» **Task prompt**:
Reproduce the listing word for word. Skip any image.

Begin

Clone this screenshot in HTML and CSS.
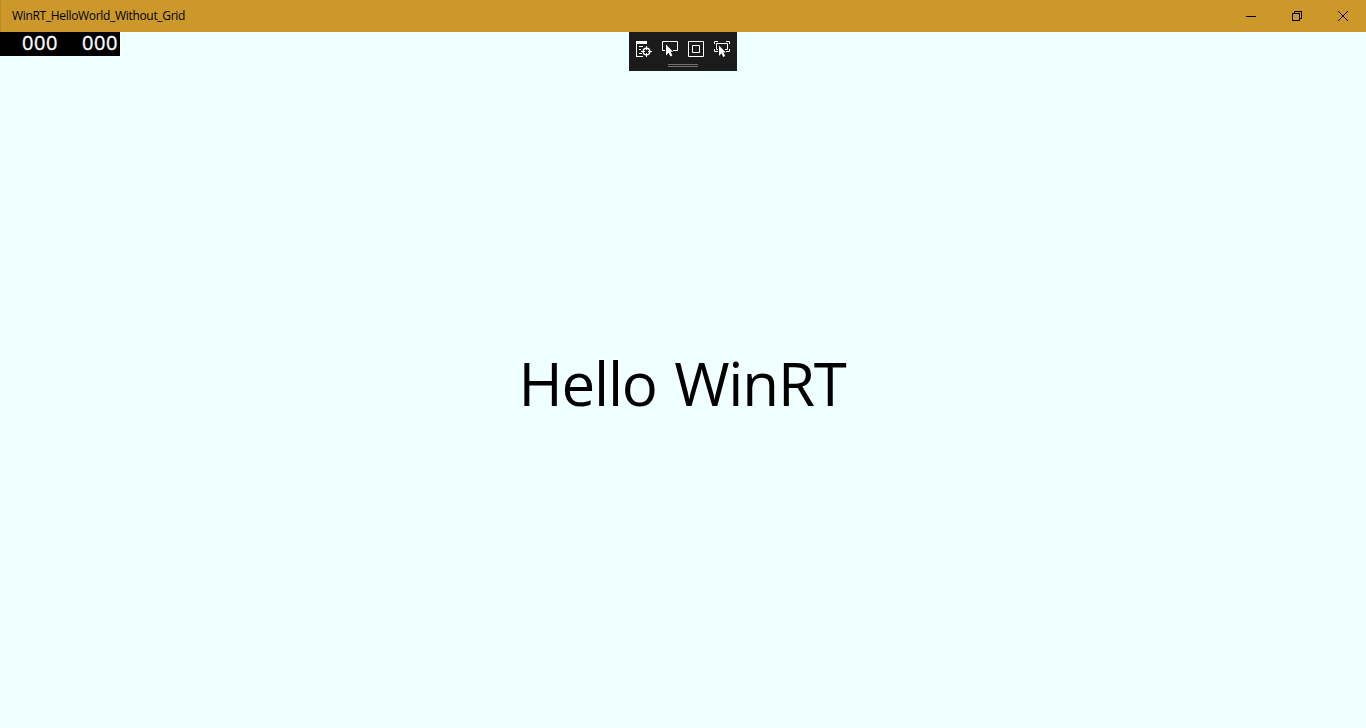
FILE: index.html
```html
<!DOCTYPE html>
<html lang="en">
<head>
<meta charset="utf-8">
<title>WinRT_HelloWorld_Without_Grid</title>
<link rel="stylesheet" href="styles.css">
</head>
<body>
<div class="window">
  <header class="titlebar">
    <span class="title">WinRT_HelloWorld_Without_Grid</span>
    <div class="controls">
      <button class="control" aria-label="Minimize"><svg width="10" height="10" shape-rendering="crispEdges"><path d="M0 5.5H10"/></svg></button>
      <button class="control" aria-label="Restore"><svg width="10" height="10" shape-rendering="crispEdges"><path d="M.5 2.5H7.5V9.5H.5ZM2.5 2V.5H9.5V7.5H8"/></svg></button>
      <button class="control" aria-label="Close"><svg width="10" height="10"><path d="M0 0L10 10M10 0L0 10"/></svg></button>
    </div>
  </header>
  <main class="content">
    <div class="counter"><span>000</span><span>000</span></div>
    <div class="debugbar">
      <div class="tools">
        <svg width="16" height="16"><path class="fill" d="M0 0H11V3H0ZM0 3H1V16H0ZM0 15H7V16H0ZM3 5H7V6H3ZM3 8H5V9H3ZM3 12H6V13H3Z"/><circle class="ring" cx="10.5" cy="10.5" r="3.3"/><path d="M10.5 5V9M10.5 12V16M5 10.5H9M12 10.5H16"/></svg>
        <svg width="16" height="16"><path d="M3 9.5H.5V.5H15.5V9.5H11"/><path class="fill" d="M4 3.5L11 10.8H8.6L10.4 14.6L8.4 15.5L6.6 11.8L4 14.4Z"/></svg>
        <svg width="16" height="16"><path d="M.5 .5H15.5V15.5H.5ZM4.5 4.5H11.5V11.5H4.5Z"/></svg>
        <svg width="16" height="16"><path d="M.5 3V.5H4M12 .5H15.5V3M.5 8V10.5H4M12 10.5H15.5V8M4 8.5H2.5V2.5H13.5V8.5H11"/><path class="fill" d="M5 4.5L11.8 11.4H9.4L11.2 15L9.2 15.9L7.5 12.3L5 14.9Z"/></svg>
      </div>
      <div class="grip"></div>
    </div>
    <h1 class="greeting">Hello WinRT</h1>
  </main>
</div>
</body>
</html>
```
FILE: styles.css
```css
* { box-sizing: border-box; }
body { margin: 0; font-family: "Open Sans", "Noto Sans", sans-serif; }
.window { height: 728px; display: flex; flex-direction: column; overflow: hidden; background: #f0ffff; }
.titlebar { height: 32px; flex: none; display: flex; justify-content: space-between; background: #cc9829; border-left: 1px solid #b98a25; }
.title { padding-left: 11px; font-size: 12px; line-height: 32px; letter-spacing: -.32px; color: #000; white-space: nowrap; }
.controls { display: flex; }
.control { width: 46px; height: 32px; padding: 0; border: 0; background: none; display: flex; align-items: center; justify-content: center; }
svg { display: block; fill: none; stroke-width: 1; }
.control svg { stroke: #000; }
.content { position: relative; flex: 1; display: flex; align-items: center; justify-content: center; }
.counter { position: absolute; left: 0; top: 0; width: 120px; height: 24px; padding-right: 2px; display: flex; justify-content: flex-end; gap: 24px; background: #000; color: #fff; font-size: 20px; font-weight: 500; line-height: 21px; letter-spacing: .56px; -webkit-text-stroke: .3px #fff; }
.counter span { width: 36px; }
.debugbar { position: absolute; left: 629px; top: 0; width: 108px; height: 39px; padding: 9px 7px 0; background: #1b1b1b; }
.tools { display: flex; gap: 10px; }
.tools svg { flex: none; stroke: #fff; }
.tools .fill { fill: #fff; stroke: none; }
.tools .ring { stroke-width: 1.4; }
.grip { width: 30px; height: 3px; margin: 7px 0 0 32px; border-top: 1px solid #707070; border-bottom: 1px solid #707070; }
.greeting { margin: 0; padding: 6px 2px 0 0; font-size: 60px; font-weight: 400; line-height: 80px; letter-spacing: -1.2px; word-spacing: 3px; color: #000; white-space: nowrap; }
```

End

» **Exercise output**:
Clone this screenshot in HTML and CSS.
FILE: index.html
```html
<!DOCTYPE html>
<html lang="en">
<head>
<meta charset="utf-8">
<title>WinRT_HelloWorld_Without_Grid</title>
<link rel="stylesheet" href="styles.css">
</head>
<body>
<div class="window">
  <header class="titlebar">
    <span class="title">WinRT_HelloWorld_Without_Grid</span>
    <div class="controls">
      <button class="control" aria-label="Minimize"><svg width="10" height="10" shape-rendering="crispEdges"><path d="M0 5.5H10"/></svg></button>
      <button class="control" aria-label="Restore"><svg width="10" height="10" shape-rendering="crispEdges"><path d="M.5 2.5H7.5V9.5H.5ZM2.5 2V.5H9.5V7.5H8"/></svg></button>
      <button class="control" aria-label="Close"><svg width="10" height="10"><path d="M0 0L10 10M10 0L0 10"/></svg></button>
    </div>
  </header>
  <main class="content">
    <div class="counter"><span>000</span><span>000</span></div>
    <div class="debugbar">
      <div class="tools">
        <svg width="16" height="16"><path class="fill" d="M0 0H11V3H0ZM0 3H1V16H0ZM0 15H7V16H0ZM3 5H7V6H3ZM3 8H5V9H3ZM3 12H6V13H3Z"/><circle class="ring" cx="10.5" cy="10.5" r="3.3"/><path d="M10.5 5V9M10.5 12V16M5 10.5H9M12 10.5H16"/></svg>
        <svg width="16" height="16"><path d="M3 9.5H.5V.5H15.5V9.5H11"/><path class="fill" d="M4 3.5L11 10.8H8.6L10.4 14.6L8.4 15.5L6.6 11.8L4 14.4Z"/></svg>
        <svg width="16" height="16"><path d="M.5 .5H15.5V15.5H.5ZM4.5 4.5H11.5V11.5H4.5Z"/></svg>
        <svg width="16" height="16"><path d="M.5 3V.5H4M12 .5H15.5V3M.5 8V10.5H4M12 10.5H15.5V8M4 8.5H2.5V2.5H13.5V8.5H11"/><path class="fill" d="M5 4.5L11.8 11.4H9.4L11.2 15L9.2 15.9L7.5 12.3L5 14.9Z"/></svg>
      </div>
      <div class="grip"></div>
    </div>
    <h1 class="greeting">Hello WinRT</h1>
  </main>
</div>
</body>
</html>
```
FILE: styles.css
```css
* { box-sizing: border-box; }
body { margin: 0; font-family: "Open Sans", "Noto Sans", sans-serif; }
.window { height: 728px; display: flex; flex-direction: column; overflow: hidden; background: #f0ffff; }
.titlebar { height: 32px; flex: none; display: flex; justify-content: space-between; background: #cc9829; border-left: 1px solid #b98a25; }
.title { padding-left: 11px; font-size: 12px; line-height: 32px; letter-spacing: -.32px; color: #000; white-space: nowrap; }
.controls { display: flex; }
.control { width: 46px; height: 32px; padding: 0; border: 0; background: none; display: flex; align-items: center; justify-content: center; }
svg { display: block; fill: none; stroke-width: 1; }
.control svg { stroke: #000; }
.content { position: relative; flex: 1; display: flex; align-items: center; justify-content: center; }
.counter { position: absolute; left: 0; top: 0; width: 120px; height: 24px; padding-right: 2px; display: flex; justify-content: flex-end; gap: 24px; background: #000; color: #fff; font-size: 20px; font-weight: 500; line-height: 21px; letter-spacing: .56px; -webkit-text-stroke: .3px #fff; }
.counter span { width: 36px; }
.debugbar { position: absolute; left: 629px; top: 0; width: 108px; height: 39px; padding: 9px 7px 0; background: #1b1b1b; }
.tools { display: flex; gap: 10px; }
.tools svg { flex: none; stroke: #fff; }
.tools .fill { fill: #fff; stroke: none; }
.tools .ring { stroke-width: 1.4; }
.grip { width: 30px; height: 3px; margin: 7px 0 0 32px; border-top: 1px solid #707070; border-bottom: 1px solid #707070; }
.greeting { margin: 0; padding: 6px 2px 0 0; font-size: 60px; font-weight: 400; line-height: 80px; letter-spacing: -1.2px; word-spacing: 3px; color: #000; white-space: nowrap; }
```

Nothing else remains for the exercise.